A single missed tackle in the middle third often results in a massive chance for the opposition. We saw that exact failure against Manchester City in February. They were carved open three times in twenty minutes because the midfield double-pivot pushed ten yards too high.

That structural risk was accepted. The fans loved the chaos. The board loved the results. But it required a very specific type of manager to keep the squad believing in a system that occasionally humiliated them.

The talent factory and the value machine

Iraola built a high-octane pressing structure. But his most lucrative achievement is elite player development. Look at the balance sheet. Look at the squad value.

Players who looked completely lost under previous regimes suddenly looked like £40m assets. The recruitment team deserves massive credit for finding the right profiles, but Iraola built the machine that made them shine. He turned raw, chaotic athletes into highly specialized tactical weapons.

He improved their decision-making in the final third. He taught full-backs how to invert seamlessly without losing their defensive bearings. He turned a disjointed attack into a cohesive, terrifying unit.

This is precisely where the fear sets in for Bournemouth supporters. Who keeps this machine running when the architect leaves?

The system is incredibly specific. The physical demands are absurd. You cannot plug a generic, mid-table pragmatist into this squad and expect the same output. The squad is built for heavy metal football. If you ask them to play jazz, they will collapse.

The impending cliff edge for the Cherries

Bournemouth are staring at a massive, terrifying drop-off next season. The squad is entirely built for one man's highly specific vision. That man is packing his office.

Premier League history is brutal to overachieving clubs that lose elite tactical managers. Look at Southampton after Mauricio Pochettino. Look at Swansea after Michael Laudrup. The regression to the mean is vicious, rapid, and entirely unforgiving.

The front office will undoubtedly try to find an ideological successor. They will look for someone from the Marcelo Bielsa coaching tree. They will scour La Liga for another aggressive tactician.

But those managers are incredibly rare. The good ones are already employed at bigger clubs. The available ones usually have glaring flaws in their game management or defensive organization.

If the board panics and hires a pragmatist — a Sean Dyche or a David Moyes figure — the entire squad profile becomes obsolete overnight. The high-energy pressers won't fit a low block. The ball-playing defenders will be forced into a system they hate. It will be a disaster.

The transition tax is too high

The fixture computer will not care about their transition period. The Premier League is a meat grinder. If you start slow, you get swallowed whole by October.

Remember Iraola's early days? They failed to win any of their first nine league games. The tactical transition was agonizing. The players looked confused. The board held their nerve, which was a minor miracle.

Will they do it again for an unproven replacement? Absolutely not. The financial stakes are simply too high right now. The pressure of the impending new broadcasting cycle is immense. The margin for error is effectively zero.

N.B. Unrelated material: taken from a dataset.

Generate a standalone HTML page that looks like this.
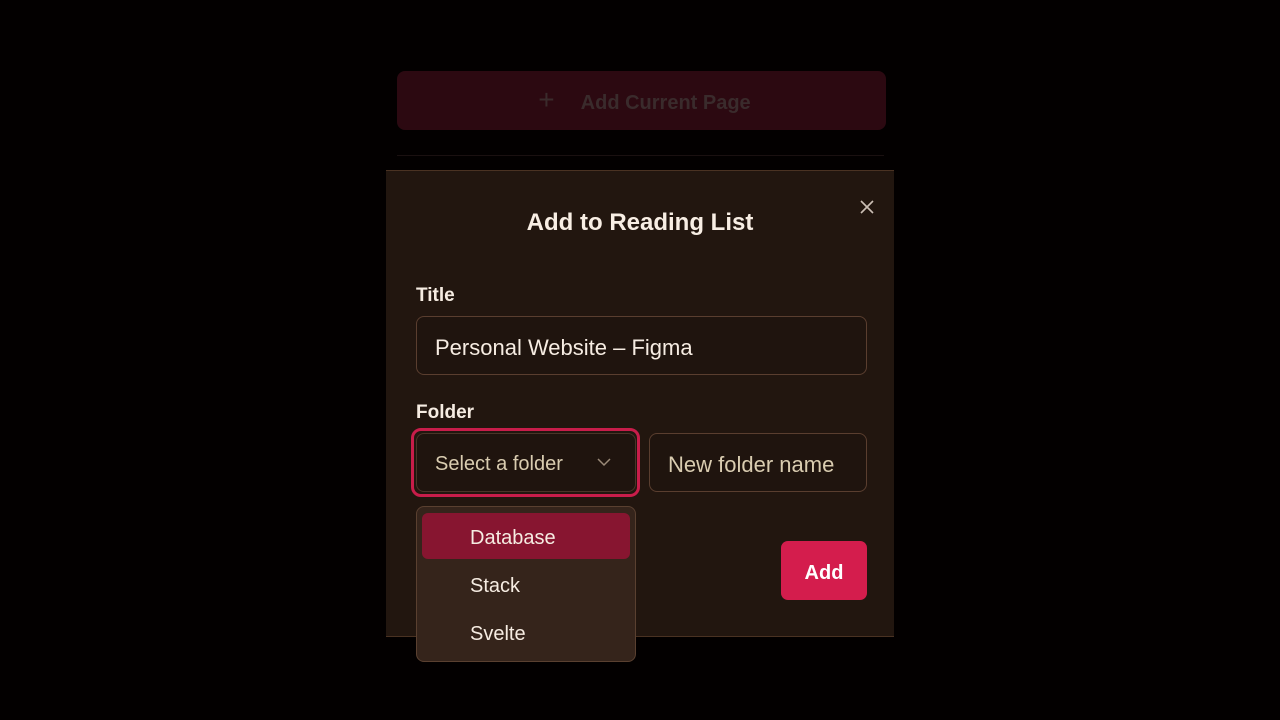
<!DOCTYPE html>
<html><head><style>
*{box-sizing:border-box;margin:0;padding:0}
body{width:1280px;height:720px;background:#030000;font-family:"Liberation Sans",sans-serif;position:relative;overflow:hidden}
.a{position:absolute}
.btn1{left:397px;top:71px;width:489px;height:59px;background:#2c0911;border-radius:8px;color:#3a2b2c;font-size:20px;font-weight:bold;display:flex;align-items:center;justify-content:center;padding-top:5px;padding-left:6px}
.modal{left:386px;top:170px;width:508px;height:467px;background:#22160f;border-top:1px solid #4a3222;border-bottom:1px solid #4a3222}
.lbl{color:#f6ece2;font-weight:bold;font-size:19px}
.inp{border:1px solid #5a3e2f;border-radius:8px;background:#1f140e;color:#d9ccb0;font-size:22px;display:flex;align-items:center;padding-left:18px;padding-top:4px}
</style></head><body>
<div class="a btn1"><span style="font-weight:normal;font-size:28px;margin-right:26px;margin-top:-6px">+</span>Add Current Page</div>
<div class="a" style="left:397px;top:155px;width:487px;height:1px;background:#1a1010"></div>
<div class="a modal"></div>
<div class="a" style="left:386px;top:209px;width:508px;text-align:center;color:#f8eee4;font-size:24px;font-weight:bold">Add to Reading List</div>
<svg class="a" style="left:859px;top:199px" width="16" height="16" viewBox="0 0 16 16"><path d="M2 2L14 14M14 2L2 14" stroke="#cbbfb5" stroke-width="1.6"/></svg>
<div class="a lbl" style="left:416px;top:285px">Title</div>
<div class="a inp" style="left:416px;top:316px;width:451px;height:59px;color:#f6ece2">Personal Website – Figma</div>
<div class="a lbl" style="left:416px;top:402px">Folder</div>
<div class="a" style="left:411px;top:428px;width:229px;height:69px;border:3px solid #c81d4a;border-radius:10px"></div>
<div class="a inp" style="left:416px;top:433px;width:220px;height:59px;font-size:20px;border-color:#4a3528">Select a folder</div>
<svg class="a" style="left:597px;top:458px" width="14" height="9" viewBox="0 0 14 9"><path d="M1 1L7 7L13 1" stroke="#9a8a78" stroke-width="1.5" fill="none"/></svg>
<div class="a inp" style="left:649px;top:433px;width:218px;height:59px">New folder name</div>
<div class="a" style="left:416px;top:506px;width:220px;height:156px;background:#35241b;border:1px solid #5a4030;border-radius:8px"></div>
<div class="a" style="left:422px;top:513px;width:208px;height:46px;background:#871530;border-radius:6px"></div>
<div class="a" style="left:470px;top:527px;color:#f6ece2;font-size:20px">Database</div>
<div class="a" style="left:470px;top:575px;color:#f6ece2;font-size:20px">Stack</div>
<div class="a" style="left:470px;top:623px;color:#f6ece2;font-size:20px">Svelte</div>
<div class="a" style="left:781px;top:541px;width:86px;height:59px;background:#d41d4d;border-radius:7px;color:#fff;font-weight:bold;font-size:20px;display:flex;align-items:center;justify-content:center;padding-top:5px">Add</div>
</body></html>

Furthermore, the recruitment pull vanishes. Players came to the Vitality Stadium specifically to play for Iraola. They wanted to learn his system and secure a big move. That magnetic draw disappears the second he signs a contract elsewhere.

The tactical void left behind

Let's break down what actually goes missing on the pitch. Pundits will point to energy and passion. Those are lazy cliches. The real loss is the highly coordinated half-space occupation.

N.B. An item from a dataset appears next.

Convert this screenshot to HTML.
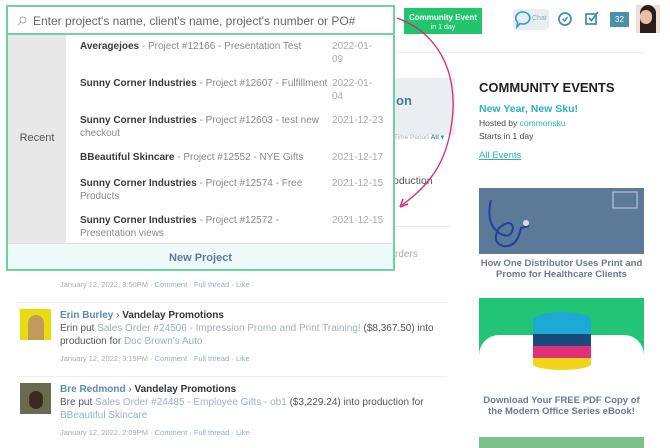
<!DOCTYPE html>
<html><head><meta charset="utf-8"><style>
*{margin:0;padding:0;box-sizing:border-box}
body{width:670px;height:448px;overflow:hidden;background:#fff;font-family:"Liberation Sans",sans-serif;position:relative;color:#333}
.a{position:absolute}
.dd{left:6px;top:5px;width:389px;height:266px;border:2px solid #6fd0a0;background:#fff}
.srch{left:0;top:0;width:385px;height:28px;border-bottom:2px solid #6fd0a0;font-size:12px;color:#666;padding:7px 0 0 25px}
.rec{left:0;top:28px;width:58px;height:208px;background:#e8e8e8;font-size:11px;color:#555;text-align:center;padding-top:97px}
.row{left:72px;width:250px;font-size:10px;line-height:13px;color:#888}
.row b{color:#3a3a3a}
.dt{left:324px;font-size:10px;color:#aaa;line-height:13px;width:60px}
.np{left:0;top:236px;width:385px;height:26px;background:#eefafa;border-top:1px solid #dde;font-size:11px;color:#5c7a99;font-weight:bold;text-align:center;padding-top:8px}
.post{left:60px;font-size:10px;line-height:13px;color:#555;width:390px}
.post .n{color:#5b8bb0;font-weight:bold}
.post .v{color:#333;font-weight:bold}
.post .l{color:#9ab0c8}
.meta{font-size:7.5px;color:#aaa;margin-top:4px}
.meta span{color:#8fb0c8}
.av{left:20px;width:31px;height:31px}
.hr{height:1px;background:#eee}
</style></head><body>
<div class="a" style="left:404px;top:8px;width:78px;height:26px;background:#22c56e;color:#fff;font-size:8px;font-weight:bold;text-align:center;padding-top:5px;line-height:9px">Community Event<br><span style="font-weight:normal;font-size:7px">in 1 day</span></div>
<div class="a" style="left:513px;top:9px;width:36px;height:21px;background:#e6eff3;border-radius:4px"></div>
<svg class="a" style="left:514px;top:10px" width="18" height="19"><path d="M9 2a7 6 0 1 1 -3 11.5l-3 3.5 0.5-5A7 6 0 0 1 9 2z" fill="none" stroke="#3a98c6" stroke-width="1.6"/></svg>
<div class="a" style="left:532px;top:15px;font-size:7px;color:#9ab">Chat</div>
<svg class="a" style="left:557px;top:11px" width="16" height="16"><circle cx="8" cy="8" r="6" fill="none" stroke="#3a8fb0" stroke-width="1.7"/><path d="M5.5 8l2 2 3-4" fill="none" stroke="#3a8fb0" stroke-width="1.5"/></svg>
<svg class="a" style="left:584px;top:10px" width="16" height="16"><rect x="2" y="4" width="10" height="10" fill="none" stroke="#3a8fb0" stroke-width="1.7"/><path d="M5 8l2.5 2.5L14 2" fill="none" stroke="#3a8fb0" stroke-width="1.8"/></svg>
<div class="a" style="left:610px;top:12px;width:19px;height:15px;background:#4a90a8;color:#fff;font-size:8px;text-align:center;padding-top:3px">32</div>
<div class="a" style="left:636px;top:5px;width:24px;height:28px;background:#f1e0d8"><div style="margin:0 auto;width:16px;height:28px;background:#2b1d18;border-radius:8px 8px 0 0"></div></div>
<div class="a" style="left:640px;top:10px;width:12px;height:14px;background:#e8c0aa;border-radius:6px"></div>
<div class="a hr" style="left:395px;top:52px;width:250px"></div>
<div class="a" style="left:395px;top:78px;width:60px;height:57px;background:#e9eef1"></div>
<div class="a" style="left:396px;top:93px;font-size:13px;font-weight:bold;color:#4a7a95">on</div>
<div class="a" style="left:394px;top:133px;font-size:6.5px;color:#aaa">Time Period <b style="color:#3a8fb0">All ▾</b></div>
<div class="a" style="left:393px;top:175px;font-size:10.5px;color:#555">oduction</div>
<div class="a hr" style="left:395px;top:226px;width:55px"></div>
<div class="a" style="left:395px;top:249px;font-size:10px;color:#aaa">rders</div>
<div class="a" style="left:479px;top:80px;font-size:13px;font-weight:bold;color:#222">COMMUNITY EVENTS</div>
<div class="a" style="left:479px;top:103px;font-size:10.5px;font-weight:bold;color:#2bb0c8">New Year, New Sku!</div>
<div class="a" style="left:479px;top:118px;font-size:8.5px;color:#444">Hosted by <span style="color:#2bb0c8">commonsku</span></div>
<div class="a" style="left:479px;top:131px;font-size:8.5px;color:#444">Starts in 1 day</div>
<div class="a" style="left:479px;top:150px;font-size:9.5px;color:#2bb0c8;text-decoration:underline">All Events</div>
<div class="a" style="left:479px;top:188px;width:165px;height:66px;background:#5a7a97"></div>
<svg class="a" style="left:479px;top:188px" width="165" height="66"><path d="M12 12q-6 25 10 34q10 5 12 -6q-2 -10 -14 0q-8 14 4 18q14 2 18 -18 l8 -2" fill="none" stroke="#2040a8" stroke-width="2"/><circle cx="47" cy="35" r="3" fill="#ddd"/><rect x="134" y="4" width="24" height="16" fill="none" stroke="#ccd" stroke-width="1"/></svg>
<div class="a" style="left:479px;top:258px;width:165px;text-align:center;font-size:9.5px;line-height:11px;font-weight:bold;color:#6a7a90">How One Distributor Uses Print and Promo for Healthcare Clients</div>
<div class="a" style="left:479px;top:298px;width:165px;height:90px;background:#22c576"></div>
<div class="a" style="left:479px;top:335px;width:165px;height:53px;background:#fff;border-radius:20px 20px 0 0"></div>
<div class="a" style="left:533px;top:312px;width:58px;height:16px;background:#1ea8d4;border-radius:50%"></div>
<div class="a" style="left:533px;top:320px;width:58px;height:14px;background:#1ea8d4"></div>
<div class="a" style="left:533px;top:334px;width:58px;height:12px;background:#174c7a"></div>
<div class="a" style="left:533px;top:346px;width:58px;height:12px;background:#e0307a"></div>
<div class="a" style="left:533px;top:358px;width:58px;height:12px;background:#f2d41a;border-radius:0 0 29px 29px/0 0 6px 6px"></div>
<div class="a" style="left:479px;top:395px;width:165px;text-align:center;font-size:9.5px;line-height:11px;font-weight:bold;color:#6a7a90">Download Your FREE PDF Copy of the Modern Office Series eBook!</div>
<div class="a" style="left:479px;top:437px;width:165px;height:11px;background:#7cc08a"></div>
<div class="a hr" style="left:17px;top:302px;width:430px"></div>
<div class="a" style="left:60px;top:280px;font-size:7.5px;color:#aaa">January 12, 2022, 3:50PM · <span style="color:#8fb0c8">Comment</span> · <span style="color:#8fb0c8">Full thread</span> · <span style="color:#8fb0c8">Like</span></div>
<div class="a av" style="top:309px;background:#e6dc10"><div style="margin:6px auto 0;width:16px;height:25px;background:#c49a5a;border-radius:8px 8px 0 0"></div></div>
<div class="a post" style="top:309px"><span class="n">Erin Burley</span> › <span class="v">Vandelay Promotions</span><br>Erin put <span class="l">Sales Order #24506 - Impression Promo and Print Training!</span> ($8,367.50) into production for <span class="l">Doc Brown's Auto</span><div class="meta">January 12, 2022, 3:19PM · <span>Comment</span> · <span>Full thread</span> · <span>Like</span></div></div>
<div class="a hr" style="left:17px;top:376px;width:430px"></div>
<div class="a av" style="top:383px;background:#6a6a52"><div style="margin:8px auto 0;width:14px;height:18px;background:#3a2a20;border-radius:7px"></div></div>
<div class="a post" style="top:383px"><span class="n">Bre Redmond</span> › <span class="v">Vandelay Promotions</span><br>Bre put <span class="l">Sales Order #24485 - Employee Gifts - ob1</span> ($3,229.24) into production for <span class="l">BBeautiful Skincare</span><div class="meta">January 12, 2022, 2:09PM · <span>Comment</span> · <span>Full thread</span> · <span>Like</span></div></div>
<div class="a dd">
<div class="a srch">Enter project's name, client's name, project's number or PO#</div>
<svg class="a" style="left:9px;top:9px" width="10" height="10"><circle cx="6" cy="4" r="3" fill="none" stroke="#aaa"/><path d="M4 6L1 9" stroke="#aaa"/></svg>
<div class="a rec">Recent</div>
<div class="a row" style="top:33px"><b>Averagejoes</b> - Project #12166 - Presentation Test</div><div class="a dt" style="top:33px">2022-01-<br>09</div>
<div class="a row" style="top:70px;width:260px"><b>Sunny Corner Industries</b> - Project #12607 - Fulfillment</div><div class="a dt" style="top:70px">2022-01-<br>04</div>
<div class="a row" style="top:107px"><b>Sunny Corner Industries</b> - Project #12603 - test new checkout</div><div class="a dt" style="top:107px">2021-12-23</div>
<div class="a row" style="top:144px"><b>BBeautiful Skincare</b> - Project #12552 - NYE Gifts</div><div class="a dt" style="top:144px">2021-12-17</div>
<div class="a row" style="top:170px"><b>Sunny Corner Industries</b> - Project #12574 - Free Products</div><div class="a dt" style="top:170px">2021-12-15</div>
<div class="a row" style="top:207px"><b>Sunny Corner Industries</b> - Project #12572 - Presentation views</div><div class="a dt" style="top:207px">2021-12-15</div>
<div class="a np">New Project</div>
</div>
<svg class="a" style="left:0;top:0" width="670" height="448"><path d="M397 18C430 30 455 60 453 110C450 160 430 185 402 205" fill="none" stroke="#d6287a" stroke-width="1.3"/><path d="M400 207l3-8M400 207l8-3" stroke="#d6287a" stroke-width="1.5"/></svg>
</body></html>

Under Iraola, the left side operated entirely differently from the right. It was a deliberate, chaotic overload designed to isolate the opposite winger in a 1-on-1 situation. It required months of relentless training ground repetition to perfect.

A new manager will arrive in July and immediately want to implement his own ideas. That means the squad must unlearn two years of deeply ingrained tactical habits. That kind of cognitive reset usually costs a team 10 to 15 points over a season.

For a team operating in the tight margins of the Premier League mid-table, losing 15 points is fatal. It is the exact difference between a comfortable May spent planning for the summer, and a terrifying, soul-crushing relegation scrap.

A brutal prediction for 2026/27

So where does this actually leave them? Let's stop pretending this is a normal managerial cycle. It isn't. This is the end of an era.

Bournemouth will drop like a stone next season. The tactical identity will fracture almost immediately. The key players will look confused and frustrated. The recruitment strategy will suddenly look wildly disjointed.

I expect them to finish between 16th and 18th next year. They will spend most of the spring desperately looking over their shoulders. The Vitality Stadium will lose that electric, giant-killing energy that defined the last three years.

The Iraola era was a beautiful, chaotic anomaly. It proved that a small club with smart ideas and total commitment can punch way above its weight class. But gravity always wins eventually in this league.

Andoni Iraola pulled them out of the shadow of their past. But the light he brought is walking out the door with him in May. The darkness of the bottom half is waiting, and Bournemouth are completely unprepared for it.